Well it is poetry month, and although T.S. Eliot characterized it as the cruelest month, it is not for poets. I mean our landscape is littered with poetry events. For the past few years I have been on the Advisory Board for the Mass. Poetry Festival, that started in Lowell, Mass. and since has moved to Salem, Mass. Mike Ansara , who founded the festival, January O’Neil and Jennifer Jean as well as countless others have nurtured the festival in impressive ways. From April 20 to 22 there are a plethora of events in Salem that you can enjoy: readings, music events, slams, a small press fair, and the beat goes on. The website for the said Festival is: http://masspoetry.org/. Below is an article from the website of the Mass. Poetry Festival that gives you valuable information. Hope to see you there!
The fourth Massachusetts Poetry Festival will be held Friday, Saturday, and Sunday, April 20–22, in historic Salem.
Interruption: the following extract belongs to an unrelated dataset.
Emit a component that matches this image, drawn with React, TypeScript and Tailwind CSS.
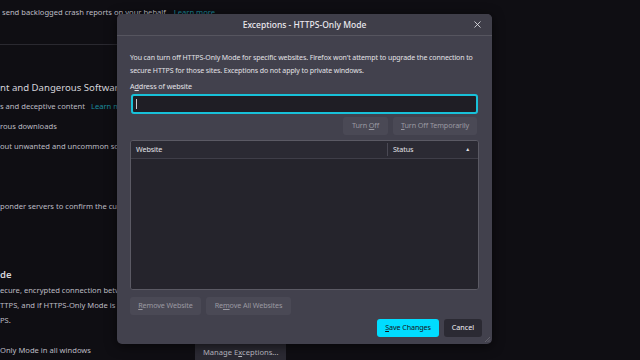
import { X } from "lucide-react";

const font = { fontFamily: '"Noto Sans", "Open Sans", sans-serif' };

function BackgroundPage() {
    return (
        <div className="w-[640px] h-[360px] bg-[#0f0e13] text-[#bdbcc3] text-[7.6px] overflow-hidden relative" style={font}>
            <div className="pt-[4px] pl-[2px] leading-[16px] whitespace-nowrap">
                send backlogged crash reports on your behalf. <span className="text-[#1b8a9c] ml-1">Learn more</span>
            </div>
            <div className="mt-[24px] border-t border-[#2a2930] w-[130px]" />
            {/* the rest of the page sits behind the dialog, so clip it at its left edge */}
            <div className="w-[117px] overflow-hidden">
                <div className="mt-[35px] text-[9.6px] leading-[16px] text-[#d4d3d9] whitespace-nowrap">nt and Dangerous Software</div>
                <div className="leading-[20px] whitespace-nowrap">
                    s and deceptive content <span className="text-[#1b8a9c] ml-1">Learn more</span>
                </div>
                <div className="leading-[20px] whitespace-nowrap">rous downloads</div>
                <div className="leading-[20px] whitespace-nowrap">out unwanted and uncommon software</div>
                <div className="mt-[40px] leading-[20px] whitespace-nowrap">ponder servers to confirm the current validity of certificates</div>
                <div className="mt-[51px] text-[9.5px] leading-[16px] font-semibold text-[#d4d3d9] whitespace-nowrap">de</div>
                <div className="whitespace-nowrap leading-[15px]">ecure, encrypted connection between Firefox and the websites</div>
                <div className="whitespace-nowrap leading-[15px]">TTPS, and if HTTPS-Only Mode is on</div>
                <div className="whitespace-nowrap leading-[15px]">PS.</div>
            </div>
            <div className="mt-[15px] flex items-start whitespace-nowrap">
                <span className="leading-[14px]">Only Mode in all windows</span>
                <span className="ml-[104px] px-[8px] h-[20px] flex items-center bg-[#2b2a33] text-[#bdbcc3]">
                    <span>Manage E<u>x</u>ceptions...</span>
                </span>
            </div>
        </div>
    );
}

function GhostButton({ children, className = "" }: { children: React.ReactNode; className?: string }) {
    return (
        <div className={`h-[18px] rounded-[3px] bg-[#4a4955] text-[#9a99a2] flex items-center justify-center whitespace-nowrap text-[7.2px] tracking-[-0.1px] ${className}`}>
            <span>{children}</span>
        </div>
    );
}

function ExceptionsDialog() {
    return (
        <div className="absolute left-[117px] top-[14px] w-[375px] h-[330px] rounded-[5px] bg-[#42414d] shadow-[0_2px_12px_rgba(0,0,0,0.6)] flex flex-col text-[#ebeaef]" style={font}>
            <div className="h-[22px] flex items-center justify-center relative border-b border-[#56555f] bg-[#3f3e49] rounded-t-[5px]">
                <span className="text-[8.5px] font-medium mt-[1px]">Exceptions - HTTPS-Only Mode</span>
                <X className="absolute right-[9px] top-[5px] w-[11px] h-[11px] text-[#e6e5ea]" strokeWidth={1.8} />
            </div>
            <div className="px-[13px] pt-[15px] flex flex-col flex-1">
                <p className="text-[7px] tracking-[-0.1px] leading-[13px] text-[#e2e1e7] whitespace-nowrap">
                    You can turn off HTTPS-Only Mode for specific websites. Firefox won't attempt to upgrade the connection to
                    <br />
                    secure HTTPS for those sites. Exceptions do not apply to private windows.
                </p>
                <div className="mt-[4px] text-[7.2px] tracking-[-0.1px] text-[#e2e1e7]">
                    A<u>d</u>dress of website
                </div>
                <div className="mt-[2px] mx-[1px] h-[20px] rounded-[3px] border-[2px] border-[#18c1d9] bg-[#1f1e25] flex items-center pl-[3px]">
                    <div className="w-[1px] h-[10px] bg-[#c8c7cd]" />
                </div>
                <div className="mt-[3px] flex justify-end gap-[5px] pr-[2px]">
                    <GhostButton className="w-[45px]">
                        Turn <u>O</u>ff
                    </GhostButton>
                    <GhostButton className="w-[84px]">
                        <u>T</u>urn Off Temporarily
                    </GhostButton>
                </div>
                <div className="mt-[5px] h-[150px] rounded-[3px] border border-[#5b5a64] bg-[#2b2a33] flex flex-col overflow-hidden">
                    <div className="h-[18px] flex items-center border-b border-[#3f3e48] bg-[#2b2a33] text-[7.2px] tracking-[-0.1px] text-[#e2e1e7]">
                        <div className="flex-1 pl-[5px]">Website</div>
                        <div className="w-[1px] h-[13px] bg-[#4a4954]" />
                        <div className="w-[90px] pl-[5px] pr-[8px] flex items-center justify-between">
                            <span>Status</span>
                            <span className="text-[5px]">▲</span>
                        </div>
                    </div>
                    <div className="flex-1 bg-[#25242c]" />
                </div>
                <div className="mt-[7px] flex gap-[5px]">
                    <GhostButton className="w-[71px]">
                        <u>R</u>emove Website
                    </GhostButton>
                    <GhostButton className="w-[85px]">
                        Re<u>m</u>ove All Websites
                    </GhostButton>
                </div>
                <div className="mt-[4px] flex justify-end gap-[5px] -mr-[3px]">
                    <div className="h-[18px] w-[62px] rounded-[3px] bg-[#00ddff] text-[#15141a] text-[7.2px] tracking-[-0.1px] flex items-center justify-center whitespace-nowrap">
                        <span><u>S</u>ave Changes</span>
                    </div>
                    <div className="h-[18px] w-[38px] rounded-[3px] bg-[#2b2a33] text-[#f0eff4] text-[7.2px] flex items-center justify-center">
                        Cancel
                    </div>
                </div>
            </div>
            <svg className="absolute right-[1px] bottom-[1px]" width="8" height="8" viewBox="0 0 8 8">
                <path d="M7 2 L2 7 M7 4.5 L4.5 7 M7 6.5 L6.5 7" stroke="#6b6a74" strokeWidth="0.8" />
            </svg>
        </div>
    );
}

export default function App() {
    return (
        <div className="relative w-[640px] h-[360px] overflow-hidden">
            <BackgroundPage />
            <ExceptionsDialog />
        </div>
    );
}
The three-day event, which will bring 1,500 poets and poetry lovers to the city, will showcase a variety of extraordinary local and regional poets, and engage the public through poetry readings, interactive workshops, panel discussions, music, film and visual arts, and performances geared toward a diverse statewide audience.
Readings by emerging and nationally recognized poets including:
Friday Night: Robert Pinsky, Major Jackson, & Maggie Dietz
Saturday Night: Sherwin Bitsui, Nikky Finney, Wesley McNair, & Joy Harjo
Sunday afternoon: Frank Bidart, Martha Collins, & Stephen Dunn
An exciting lineup of programming created by the Peabody Essex Museum
An expansive Small Press Fair
A Literary Magazine Fair
Poetry slams
Poetry-inspired music performances and visual arts
A poetry train from Boston to Salem to provide both transportation and another venue for poetry
“The Massachusetts Poetry Festival will bring a blizzard of verbal beauty to Salem, a city with a rich literary history and vibrant writing community. It will connect generations, and it will give the city and the university a leadership role in building culture in the Commonwealth,” said J.D. Scrimgeour, poet and professor of English at Salem State University. “The Poetry Festival is evidence of the vitality of the fundamental, central art of poetry,” said Robert Pinsky, former poet laureate of the United States and the honorary chair of the poetry festival.
This year’s festival follows a variety of small events across the state organized by schools, libraries, and bookstores in April as part of National Poetry Month.
For National Poetry Month, Mass Poetry will:
Produce Common Threads, a set of poems by Massachusetts poets to be read throughout March and April by schools, colleges, public libraries, book clubs, community poetry reading series, etc.
Produce a kit that includes the poems in text form, in audio form, a guide to reading and discussing each poem and several essays about each poem.